-- Start of Collected material --

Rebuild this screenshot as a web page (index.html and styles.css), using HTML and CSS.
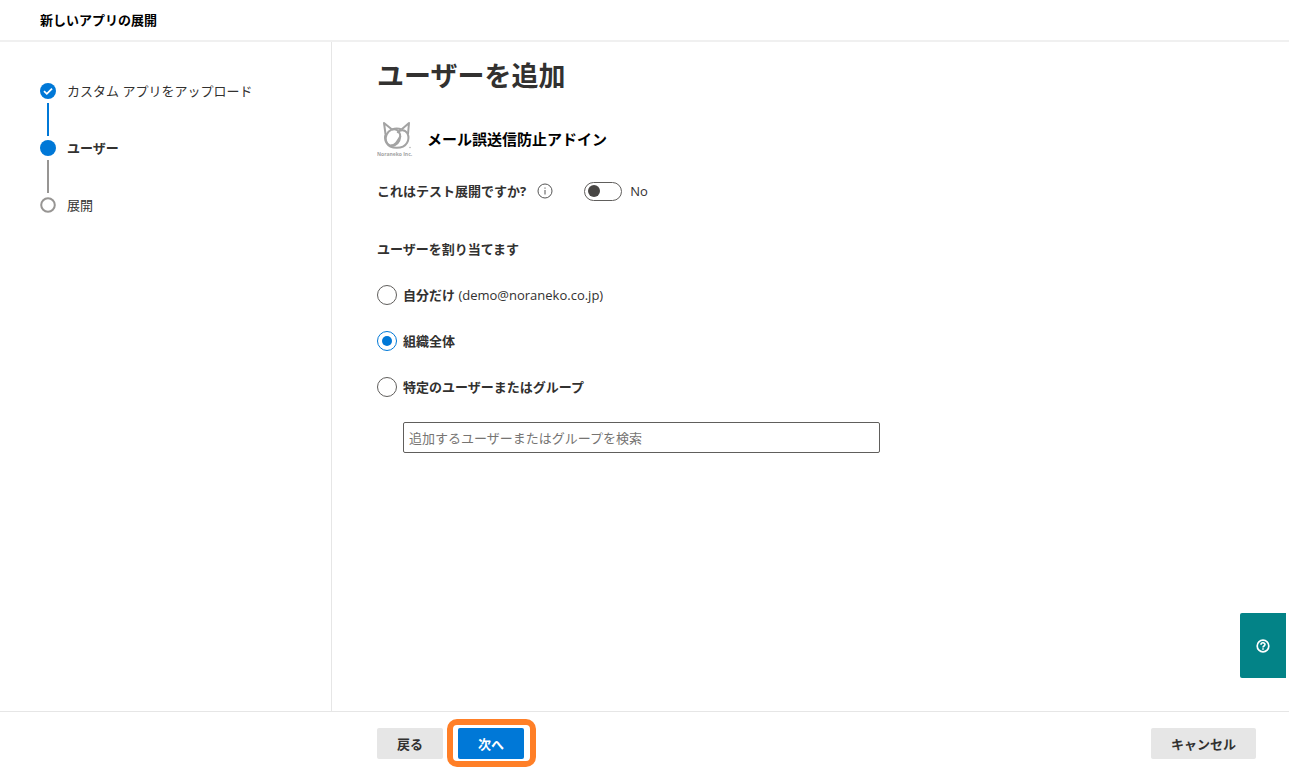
FILE: index.html
```
<!DOCTYPE html>
<html lang="ja">
<head>
    <meta charset="UTF-8">
    <meta name="viewport" content="width=device-width, initial-scale=1.0">
    <title>新しいアプリの展開</title>
    <link rel="stylesheet" href="styles.css">
</head>
<body>
    <header class="header">新しいアプリの展開</header>

    <div class="container">
        <nav class="sidebar">
            <ol class="steps">
                <li class="step done">
                    <span class="marker">
                        <svg viewBox="0 0 16 16" width="16" height="16" aria-hidden="true">
                            <circle cx="8" cy="8" r="8" fill="#0078d7"/>
                            <path d="M4 8.2 L6.8 10.8 L12 5.6" fill="none" stroke="#fff" stroke-width="1.8"/>
                        </svg>
                    </span>
                    <span>カスタム アプリをアップロード</span>
                </li>
                <li class="step current" aria-current="step">
                    <span class="marker">
                        <svg viewBox="0 0 16 16" width="16" height="16" aria-hidden="true">
                            <circle cx="8" cy="8" r="8" fill="#0078d7"/>
                        </svg>
                    </span>
                    <span>ユーザー</span>
                </li>
                <li class="step">
                    <span class="marker">
                        <svg viewBox="0 0 16 16" width="16" height="16" aria-hidden="true">
                            <circle cx="8" cy="8" r="6.8" fill="#fff" stroke="#979593" stroke-width="2"/>
                        </svg>
                    </span>
                    <span>展開</span>
                </li>
            </ol>
        </nav>

        <main class="content">
            <h1>ユーザーを追加</h1>

            <div class="app">
                <svg class="app-logo" viewBox="0 0 40 40" width="40" height="40" role="img" aria-label="Noraneko Inc.">
                    <g fill="none" stroke="#a3a3a3" stroke-width="2" stroke-linejoin="round">
                        <path d="M8.5 15 L7 4 L15 10.5"/>
                        <path d="M24.5 10.5 L32 4 L31 15"/>
                        <path d="M15 10.5 Q19.7 8.5 24.5 10.5"/>
                        <path d="M9 14.5 C6.5 20 9 28.8 19.7 28.8 C30.5 28.8 33 20 30.5 14.5"/>
                        <ellipse cx="16" cy="18.5" rx="7" ry="8.5" transform="rotate(25 16 18.5)"/>
                        <path d="M30.5 14.5 C28 10.5 23 10 20.5 14"/>
                        <path d="M14 26.5 C18 26.5 20 23 23.5 17"/>
                    </g>
                    <circle cx="33" cy="28.5" r="0.7" fill="#a3a3a3"/>
                    <text x="0" y="37" class="logo-text">Noraneko Inc.</text>
                </svg>
                <h2>メール誤送信防止アドイン</h2>
            </div>

            <div class="test-row">
                <label for="test">これはテスト展開ですか?</label>
                <button type="button" class="info" aria-label="情報">
                    <svg viewBox="0 0 16 16" width="16" height="16" aria-hidden="true">
                        <circle cx="8" cy="8" r="7" fill="none" stroke="#555" stroke-width="1"/>
                        <path d="M8 7 V11.5 M8 4.5 V5.7" stroke="#555" stroke-width="1"/>
                    </svg>
                </button>
                <input type="checkbox" role="switch" id="test" class="toggle">
                <span>No</span>
            </div>

            <fieldset class="users">
                <legend>ユーザーを割り当てます</legend>
                <label class="option">
                    <input type="radio" name="users" value="me">
                    <span><b>自分だけ</b> (demo@noraneko.co.jp)</span>
                </label>
                <label class="option">
                    <input type="radio" name="users" value="all" checked>
                    <b>組織全体</b>
                </label>
                <label class="option">
                    <input type="radio" name="users" value="group">
                    <b>特定のユーザーまたはグループ</b>
                </label>
                <input type="text" class="search" placeholder="追加するユーザーまたはグループを検索" aria-label="追加するユーザーまたはグループを検索">
            </fieldset>
        </main>
    </div>

    <footer class="footer">
        <button type="button" class="btn">戻る</button>
        <button type="button" class="btn primary">次へ</button>
        <button type="button" class="btn cancel">キャンセル</button>
    </footer>

    <button type="button" class="help" aria-label="ヘルプ">
        <svg viewBox="0 0 14 14" width="14" height="14" aria-hidden="true">
            <circle cx="7" cy="7" r="5.8" fill="none" stroke="#fff" stroke-width="1.7"/>
            <path d="M5 5.8 C5 3.2 9 3.2 9 5.6 C9 7 7 7 7 8.5 M7 9.3 V10.8" fill="none" stroke="#fff" stroke-width="1.6"/>
        </svg>
    </button>
</body>
</html>
```

FILE: styles.css
```
* {
    box-sizing: border-box;
}

body {
    margin: 0;
    min-height: 100vh;
    display: flex;
    flex-direction: column;
    font-family: "Open Sans", "Noto Sans CJK JP", sans-serif;
    font-size: 13px;
    line-height: 20px;
    color: #323130;
    background-color: #fff;
}

button,
input {
    font-family: inherit;
    font-size: inherit;
    color: inherit;
}

h1,
h2 {
    margin: 0;
}

.header {
    padding: 10px 40px;
    border-bottom: 2px solid #f0f0f0;
    font-weight: bold;
    color: #000;
}

.container {
    flex: 1;
    display: flex;
}

.sidebar {
    width: 332px;
    padding: 39px 40px;
    border-right: 1px solid #e6e6e6;
}

.steps {
    margin: 0;
    padding: 0;
    list-style: none;
}

.step {
    display: flex;
    gap: 11px;
    height: 57px;
}

.current {
    font-weight: bold;
}

.marker {
    display: flex;
    flex-direction: column;
    align-items: center;
    padding-top: 2px;
}

.marker svg {
    flex: none;
}

/* 次のステップへの線 */
.step:not(:last-child) .marker::after {
    content: "";
    flex: 1;
    width: 2px;
    margin: 4px 0 2px;
    background-color: #979593;
}

.step.done .marker::after {
    background-color: #0078d7;
}

.content {
    flex: 1;
    padding: 14px 45px;
}

h1 {
    font-size: 27px;
    line-height: 40px;
}

.app {
    display: flex;
    align-items: center;
    gap: 10px;
    margin-top: 23px;
}

.app h2 {
    font-size: 15px;
    color: #000;
}

.logo-text {
    font-size: 5px;
    font-weight: bold;
    fill: #a3a3a3;
}

.test-row {
    display: flex;
    align-items: center;
    margin-top: 22px;
}

.test-row label {
    font-weight: bold;
}

.info {
    display: flex;
    margin: 0 31px 0 11px;
    padding: 0;
    border: none;
    background: none;
}

.toggle {
    appearance: none;
    display: flex;
    align-items: center;
    width: 38px;
    height: 19px;
    margin: 0 8px 0 0;
    padding: 0 3px;
    border: 1px solid #605e5c;
    border-radius: 10px;
}

.toggle::before {
    content: "";
    width: 12px;
    height: 12px;
    border-radius: 50%;
    background-color: #484644;
}

.toggle:checked {
    justify-content: flex-end;
}

.users {
    margin: 38px 0 0;
    padding: 0;
    border: none;
}

.users legend {
    padding: 0;
    font-weight: bold;
}

.option {
    display: flex;
    align-items: center;
    gap: 6px;
    margin-top: 26px;
}

.option input {
    appearance: none;
    display: grid;
    place-content: center;
    width: 20px;
    height: 20px;
    margin: 0;
    border: 1px solid #605e5c;
    border-radius: 50%;
}

.option input:checked {
    border-color: #0078d7;
}

.option input:checked::before {
    content: "";
    width: 10px;
    height: 10px;
    border-radius: 50%;
    background-color: #0078d7;
}

.search {
    display: block;
    width: 100%;
    max-width: 477px;
    height: 31px;
    margin: 25px 0 0 26px;
    padding: 0 5px;
    border: 1px solid #605e5c;
    border-radius: 2px;
}

.search::placeholder {
    color: #767472;
}

.footer {
    display: flex;
    gap: 15px;
    padding: 16px 33px 9px 377px;
    border-top: 1px solid #e6e6e6;
}

.btn {
    min-width: 65px;
    height: 31px;
    padding: 0 20px;
    border: none;
    border-radius: 2px;
    background-color: #e6e6e6;
    font-weight: bold;
}

.primary {
    position: relative;
    background-color: #0078d7;
    color: #fff;
}

.primary::after {
    content: "";
    position: absolute;
    inset: -9px -12px -8px -11px;
    border: 6px solid #ff7f27;
    border-radius: 10px;
}

.cancel {
    margin-left: auto;
}

.help {
    position: fixed;
    right: 3px;
    bottom: 90px;
    display: flex;
    align-items: center;
    justify-content: center;
    width: 46px;
    height: 65px;
    padding: 0;
    border: none;
    border-radius: 2px 0 0 2px;
    background-color: #038387;
}
```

-- End of Collected material --

Your goal: Go through the listing above line by line and say how many lines hold the word "styles". Reply with that number only.

The solution: 3